To assure an exact comparison, the RHS is written as essentially hex bytes, and it is assumed that the expression parser convert the float to hex bytes as well for the LHS.

  1. Should comparing a float with a non-float receive its own special non-terminal in the grammar? This way it is clear that something special is being done.
  2. Should byte-for-byte comparisons receive an entirely separate operator?
  3. Should the use of float literals actually be removed from the grammar as they have no use in arithmetic, etc. (for the purposes of nif.xml)?

Vercond (Gist)

As discussed, only has relational and logical operators. No member access operator, bitwise, or arithmetic operators.

Current Issues:

Arr (Gist)

No relational or logical operators. No floating point numbers. Has member access operators, bitwise, and arithmetic.

Arg

Haven't approached this with any grammar yet. Still not totally sure if it will be necessary.

Note

This ticket is WIP and I will be updating it more this evening, and adding the examples of the PEG grammar once I finalize some things. I do have Arpeggio working fully with the grammars I've defined, and it will be replacing the expression parsing in nifxml.py.

I have yet to elaborate on:

hexabits commented 6 years ago

Regarding array expressions mentioned in the ticket:

The only valid logical operation I could think of for arrays is the ternary operator. There are limited instances where rows are doubled so that behavior for the array length can change, usually based on version. This isn't actually getting addressed directly in this ticket, but it illustrates my point:

<add name="Triangles" ... arr1="Num Triangles" ver2="10.0.1.2" />
<add name="Triangles" ... arr1="Num Triangles" ver1="10.0.1.3" cond="Has Triangles"  />

Without using equality or comparison operators, arr1 could actually be expressed like this:

Num Triangles * !(Has Triangles)

It could also be (Has Triangles || Version < 10.0.1.3) ? Num Triangles : 0. There is really no reason to do this though, and there are many reasons not to. For one it assumes that "Has Triangles" is still present and False even though it technically doesn't exist before 10.0.1.3. The ternary version assumes you can use non-local variables such as Version. You can't, or shouldn't be able to. It's also not specified anywhere.

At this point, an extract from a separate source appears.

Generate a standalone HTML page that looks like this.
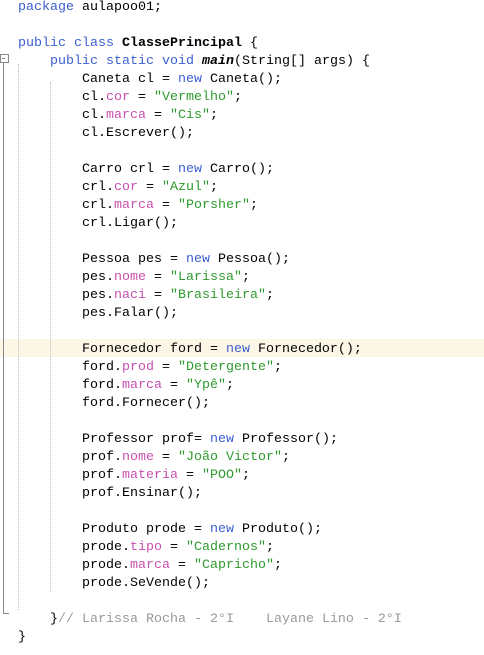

hexabits commented 6 years ago

I missed that arr1 actually already uses bitwise operators for UV Sets length and have corrected the issue text and tables.

hexabits commented 6 years ago

I have added example WIP grammars to the main ticket. They were collectively too long so I put them on Gist.

hexabits commented 6 years ago

I have added information to the main ticket regarding floating point literals and their use in expressions.

Mostly, this floating point comparison required for BSLightingShaderProperty for FO4:

<add name="Backlight Power" type="float" cond="Rimlight Power == 0x7F7FFFFF" ...  />

I believe floating point literals should possibly be removed or explicitly disallowed in the grammar. As for the above condition, it makes for a very problematic edge case. The only thing I can possibly think of is this:

<add name="Backlight Power" type="float" cond="(Rimlight Power ^ 0x7F7FFFFF) == 0" ...  />

Except in C++, etc. bitwise operations are simply not defined on floating point values. This does at least carry more connotation that you are looking at the bits and not the actual floating point value.

We could also special-case the value

3.402823466e+38

And allow that as the only floating point comparison. As far as precision goes, numerically the string seems to be able to vary from 3.4028234 to 3.4028235 in the mantissa and still result in a bytes value of 0x7F7FFFFF.

hexabits commented 6 years ago

ident-grammar-bug

Found a slight issue with my identifier regex involving hex literals. It should only be matching the text, not the integers. The solution was to make sure that hex literal parsing comes before identifier parsing, but I am also using the regex directly to extract identifiers from the expression string for some purposes.

I will explore whether I should explicitly exclude matching of hex integers from the identifier regex.

hexabits commented 6 years ago

ident-grammar-fixed

I just went ahead and put a \b in front of it which is more rigorous anyway. Technically, identifiers in most languages can start with _ but it was already intended to be not so in nif.xml grammar.

Note: Chain\Test\Value 1 is there because identifier chain matches are constructed with a sequence of the identifier regex itself. Identifier chains are already matched before single identifiers in the grammar.

Candoran2 commented 2 years ago

For the exact comparison with floats, I don't think it makes sense to write the hex bytes, since there is no indication that it is a float (aside from the data type of the field, but I don't think there should be special names for any types). The most logical choice to me to exactly represent floats would be the hexadecimal literals as explained here:

https://en.wikipedia.org/wiki/IEEE_754#Character_representation

In order to make a distinction between the various float precisions, that would have to be implied by the precision of the hexadecimal number.